Olentangy Berlin: Teacher Kelly Battistone's students, family, friends bring beaches to the classroom

Jim Fischer
ThisWeek
Kyler Heitzenrater and Adrian Murillo-Silva prepare to use a spectroscope to study a sand sample recently in Olentangy Berlin High School teacher Kelly Battistone's Earth Science class.

Sand is synonymous with warm, sunny beaches, deserts and, well, Mrs. Battistone’s Earth Science class at Olentangy Berlin High School.

As the conclusion to a unit on weathering, erosion and deposition, Kelly Battistone’s students – mostly sophomores and juniors with some seniors – spend two weeks getting up close with sand samples from around the world.

“I wish I could say I’ve traveled to all of these places myself,” Battistone said with a rueful laugh, referencing samples from places like the Caribbean, Hawaii and Iceland.

Battistone, who’s in her second year at Berlin and third in the district, began teaching this unit while working at a high school in Virginia. Her sand collection started when she had met a retiring teacher at a professional conference who was liquidating his collection. In the years since then, she has added to it, thanks to family and friends whom she has asked to gather samples from their travels.

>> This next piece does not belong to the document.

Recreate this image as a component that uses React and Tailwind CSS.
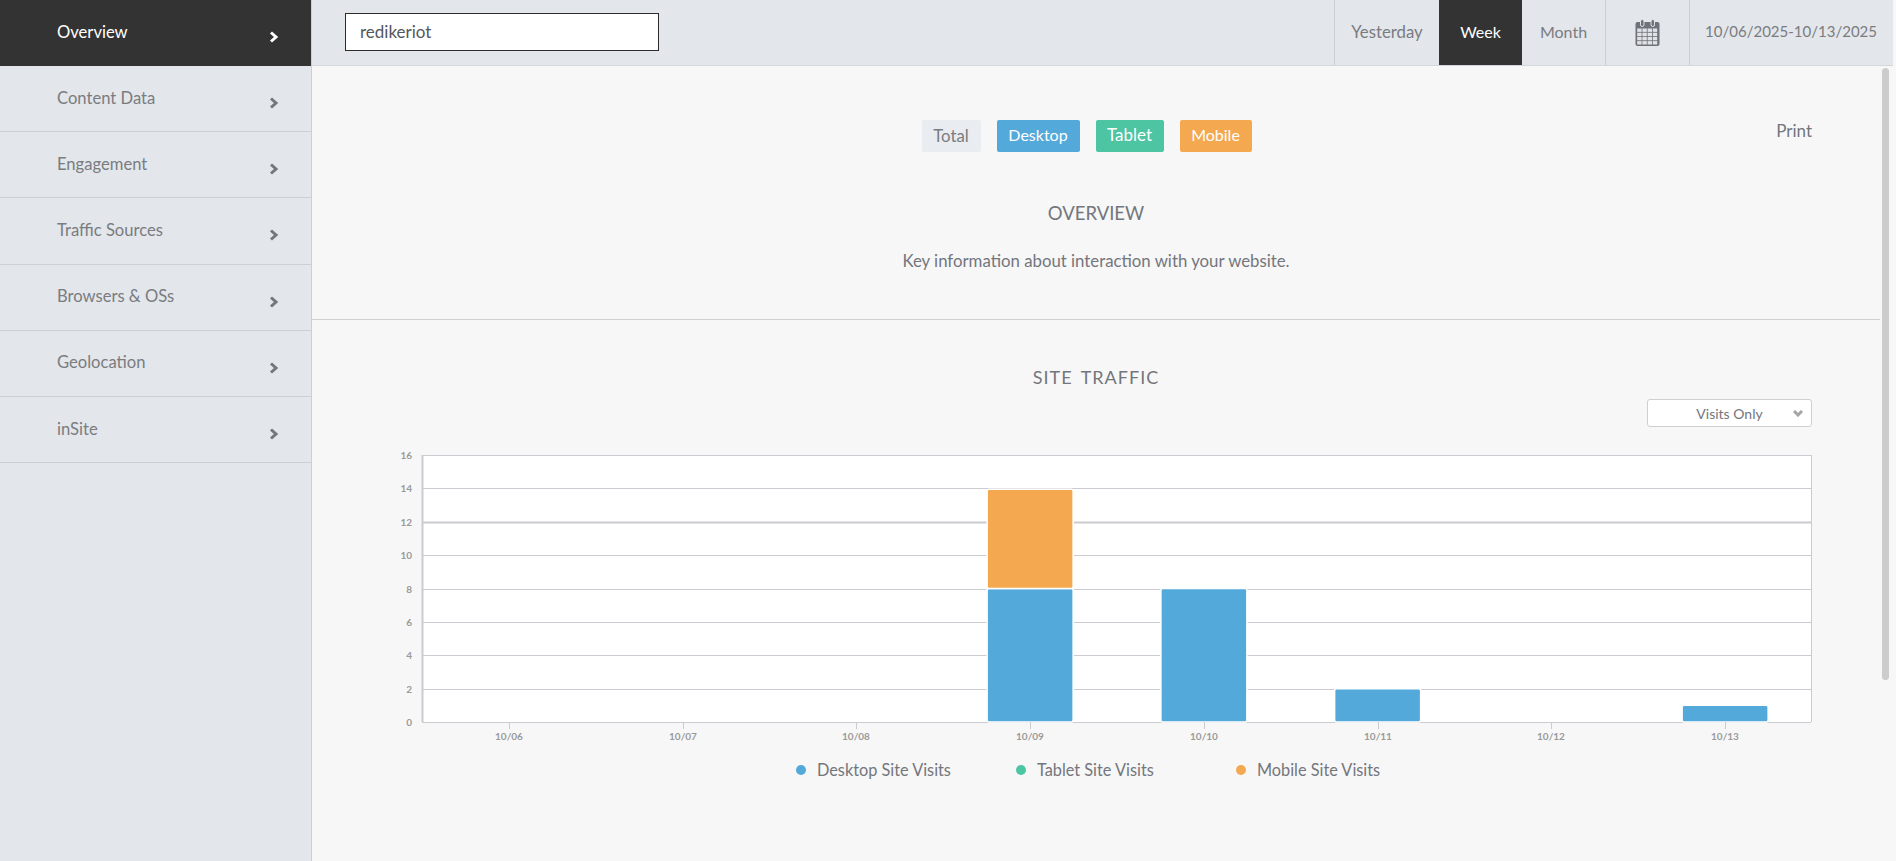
const font = "font-['Lato','Noto_Sans',sans-serif]";

const menu = ["Overview", "Content Data", "Engagement", "Traffic Sources", "Browsers & OSs", "Geolocation", "inSite"];
const days = ["10/06", "10/07", "10/08", "10/09", "10/10", "10/11", "10/12", "10/13"];

// chart numbers are in svg coords, the svg sits at x=380 in the page
const axisX = 42;
const plotRight = 1431;
const plotTop = 10;
const step = 33.38;
const slot = 173.75;
const zeroY = plotTop + step * 8;
const bars = [
	{ day: 3, from: 0, to: 8, color: "#54a9db" },
	{ day: 3, from: 8, to: 13.95, color: "#f4a951" },
	{ day: 4, from: 0, to: 8, color: "#54a9db" },
	{ day: 5, from: 0, to: 2, color: "#54a9db" },
	{ day: 7, from: 0, to: 1, color: "#54a9db" },
];

function Chevron({ active }) {
	return (
		<svg width="10" height="12" viewBox="0 0 10 12" className="mt-[9px]">
			<path d="M2 1.5 L7 6 L2 10.5" fill="none" stroke={active ? "#ffffff" : "#72767d"} strokeWidth="3" />
		</svg>
	);
}

function Calendar() {
	return (
		<svg width="25" height="27" viewBox="0 0 25 27">
			<rect x="0.5" y="3" width="24" height="24" rx="2" fill="#6f7278" />
			<rect x="5.5" y="0.5" width="3.5" height="7" rx="1.7" fill="#6f7278" stroke="#e3e6eb" strokeWidth="1" />
			<rect x="16" y="0.5" width="3.5" height="7" rx="1.7" fill="#6f7278" stroke="#e3e6eb" strokeWidth="1" />
			{[0, 1, 2, 3].map((r) =>
				[0, 1, 2, 3].map((c) => (
					<rect key={r + "-" + c} x={2.2 + c * 5.2} y={9.5 + r * 4.2} width="4.4" height="3.4" fill="#dfe2e7" />
				))
			)}
		</svg>
	);
}

function Sidebar() {
	return (
		<aside className="w-[312px] shrink-0 border-r border-[#ccd0d6] bg-[#e3e6eb]">
			{menu.map((item, i) => (
				<div
					key={item}
					className={
						i === 0
							? "flex h-[66px] items-center justify-between bg-[#333333] pb-[1px] pl-[57px] pr-[32px] text-white"
							: "flex h-[66.2px] items-center justify-between border-b border-[#ccd0d6] pl-[57px] pr-[32px] text-[#7a7c80]"
					}
				>
					<span className="-mt-[1px] text-[16.6px]">{item}</span>
					<Chevron active={i === 0} />
				</div>
			))}
		</aside>
	);
}

function Header() {
	return (
		<header className="mr-[3px] flex h-[66px] shrink-0 items-stretch justify-between border-b border-[#d4d7dc] bg-[#e3e6eb] text-[16px] text-[#7a7c80]">
			<div className="flex items-center pb-[2px] pl-[33px]">
				<div className="flex h-[38px] w-[314px] items-center border border-[#2c2c2c] bg-white pl-[14px] text-[17px] text-[#55575b]">redikeriot</div>
			</div>
			<div className="flex">
				<div className="flex w-[105px] items-center justify-center border-l border-[#ccd0d6] pb-[2px] text-[16.8px]">Yesterday</div>
				<div className="flex w-[83px] items-center justify-center bg-[#333333] pb-[1px] text-white">Week</div>
				<div className="flex w-[83px] items-center justify-center pb-[2px]">Month</div>
				<div className="flex w-[84px] items-center justify-center border-l border-[#ccd0d6] pb-[1px]">
					<Calendar />
				</div>
				<div className="flex w-[204px] items-center justify-end border-l border-[#ccd0d6] pb-[2px] pr-[16px] text-[15px]">10/06/2025-10/13/2025</div>
			</div>
		</header>
	);
}

function Chart() {
	return (
		<svg width="1432" height="300" viewBox="0 0 1432 300" className="block">
			<rect x={axisX} y={plotTop} width={plotRight - axisX} height={step * 8} fill="#ffffff" />
			{[0, 1, 2, 3, 4, 5, 6, 7, 8].map((n) => {
				const y = Math.round(zeroY - n * step) + 0.5;
				return (
					<g key={n}>
						<line x1={axisX} x2={plotRight} y1={y} y2={y} stroke="#cbccd2" strokeWidth={n === 6 ? 2 : 1} />
						<text x={axisX - 10} y={y + 3.5} textAnchor="end" fontSize="10" fill="#9a9a9a" fontFamily="Lato, sans-serif" fontWeight="700">
							{n * 2}
						</text>
					</g>
				);
			})}
			<line x1={axisX + 0.5} x2={axisX + 0.5} y1={plotTop} y2={zeroY} stroke="#cbccd2" strokeWidth="2" />
			<line x1={plotRight + 0.5} x2={plotRight + 0.5} y1={plotTop} y2={zeroY} stroke="#cbccd2" />
			{bars.map((b) => {
				const cx = axisX + slot * (b.day + 0.5);
				const top = zeroY - (b.to * step) / 2;
				const h = ((b.to - b.from) * step) / 2;
				return <rect key={b.day + "-" + b.from} x={cx - 43} y={top} width="86" height={h} rx="2" fill={b.color} stroke="#ffffff" strokeWidth="1.5" />;
			})}
			{days.map((d, i) => {
				const cx = Math.round(axisX + slot * (i + 0.5));
				return (
					<g key={d}>
						<line x1={cx + 0.5} x2={cx + 0.5} y1={zeroY} y2={zeroY + 7} stroke="#cbccd2" />
						<text x={cx} y={zeroY + 18} textAnchor="middle" fontSize="10" fill="#9a9a9a" fontFamily="Lato, sans-serif" fontWeight="700">
							{d}
						</text>
					</g>
				);
			})}
		</svg>
	);
}

function Legend({ color, label }) {
	return (
		<div className="flex w-[220px] items-center gap-[11px]">
			<span className={color + " h-[10px] w-[10px] rounded-full"}></span>
			<span>{label}</span>
		</div>
	);
}

export default function App() {
	return (
		<div className={font + " flex h-[861px] w-[1896px] overflow-hidden bg-[#f7f7f7]"}>
			<Sidebar />
			<div className="flex min-w-0 flex-1 flex-col">
				<Header />
				<main className="relative w-[1568px] flex-1 text-[#73767c]">
					<div className="border-b border-[#cfcfcf] pb-[45px] pt-[54px] text-center">
						<div className="flex justify-center gap-[16px] pr-[19px] text-[16px] text-white">
							<button className="h-[32px] w-[59px] rounded-[2px] bg-[#e9ecf1] pb-[1px] text-[16.8px] text-[#7a7c80]">Total</button>
							<button className="h-[32px] w-[83px] rounded-[2px] bg-[#54a9db] pb-[2px]">Desktop</button>
							<button className="h-[32px] w-[68px] rounded-[2px] bg-[#4dc4a2] pb-[2px] text-[17px]">Tablet</button>
							<button className="h-[32px] w-[72px] rounded-[2px] bg-[#f4a951] pb-[2px]">Mobile</button>
						</div>
						<h2 className="mt-[48px] text-[18.5px] leading-[26px]">OVERVIEW</h2>
						<p className="mt-[22px] text-[16.8px] leading-[26px]">Key information about interaction with your website.</p>
					</div>
					<div className="absolute right-[68px] top-[52px] text-[17px]">Print</div>
					<section className="px-[68px] pt-[44px]">
						<h2 className="text-center text-[18px] leading-[26px] tracking-[1px] [word-spacing:3px]">SITE TRAFFIC</h2>
						<div className="mt-[9px] flex justify-end">
							<div className="relative flex h-[28px] w-[165px] items-center justify-center rounded-[3px] border border-[#cfcfcf] bg-white text-[14px]">
								Visits Only
								<svg width="10" height="7" viewBox="0 0 10 7" className="absolute right-[8px] top-[10px]">
									<path d="M1 1 L5 5 L9 1" fill="none" stroke="#a5a5a5" strokeWidth="3" />
								</svg>
							</div>
						</div>
						<div className="mt-[18px]">
							<Chart />
						</div>
						<div className="mt-[14px] flex pl-[416px] text-[16.3px] leading-[22px]">
							<Legend color="bg-[#54a9db]" label="Desktop Site Visits" />
							<Legend color="bg-[#4dc4a2]" label="Tablet Site Visits" />
							<Legend color="bg-[#f4a951]" label="Mobile Site Visits" />
						</div>
					</section>
				</main>
			</div>
			<div className="pointer-events-none absolute left-[1882px] top-[68px] h-[612px] w-[7px] rounded-full bg-[#cccccc]"></div>
		</div>
	);
}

Students, too, have brought sand samples back from family vacations.

“I have 48 unique samples,” Battistone said. “I have no idea who else has this amount of sand.”

Battistone said many have a broad perception of earth science as “just rocks,” and her class is no different until the peculiarities of sand from different parts of the world begin to become evident.

Although some color and texture variances are visible to the naked eye, it's through spectroscopes that students really see the unique characteristics of the various samples.

“I know the students are starting to get hooked by the study when I see them sharing photos they’ve taken with their phones through the spectroscopes on their Instagram and Snapchat feeds,” Battistone said.

“‘Sand is sand; we all kind of know what it looks like. How many different types can there be?’” junior Adrian Murillo-Silva said of the preconceptions held by many students. “But when you get a closer look, the differences between sand from Puerto Rico and from Florida are interesting. And sand from Iceland? I mean, I’ve never been to Iceland.”

Not only is the sand from locations around the world, but each sample also contains information about the local geology, Battistone said.

“It tells a story, the journey of a piece of sand and where it came from, what it’s made of and what forces got it to where we find it,” she said. “They learn to see the evidence of how, for example, what started as part of a mountain ended up becoming part of a beach in Florida.”

The unit begins with students, working in pairs, selecting five samples from different Atlantic Coast locations and answering a set of questions about each. Next, students compare those findings to samples from three other locations around the world, from the Pacific to Europe to Ohio rivers. Teams assemble their findings into a closing slide presentation.

“We do science every day, but this is totally hands-on, collecting and interpreting data. It offers a chance to have authentic science conversations with the kids,” Battistone said.

“It definitely takes you by surprise and opens your eyes to the kinds of things you can learn from something you might just ignore,” Murillo-Silva said.

“A lot of students travel, and they go to beaches, so they’ve seen them. But maybe they won’t see them the same now,” Battistone said.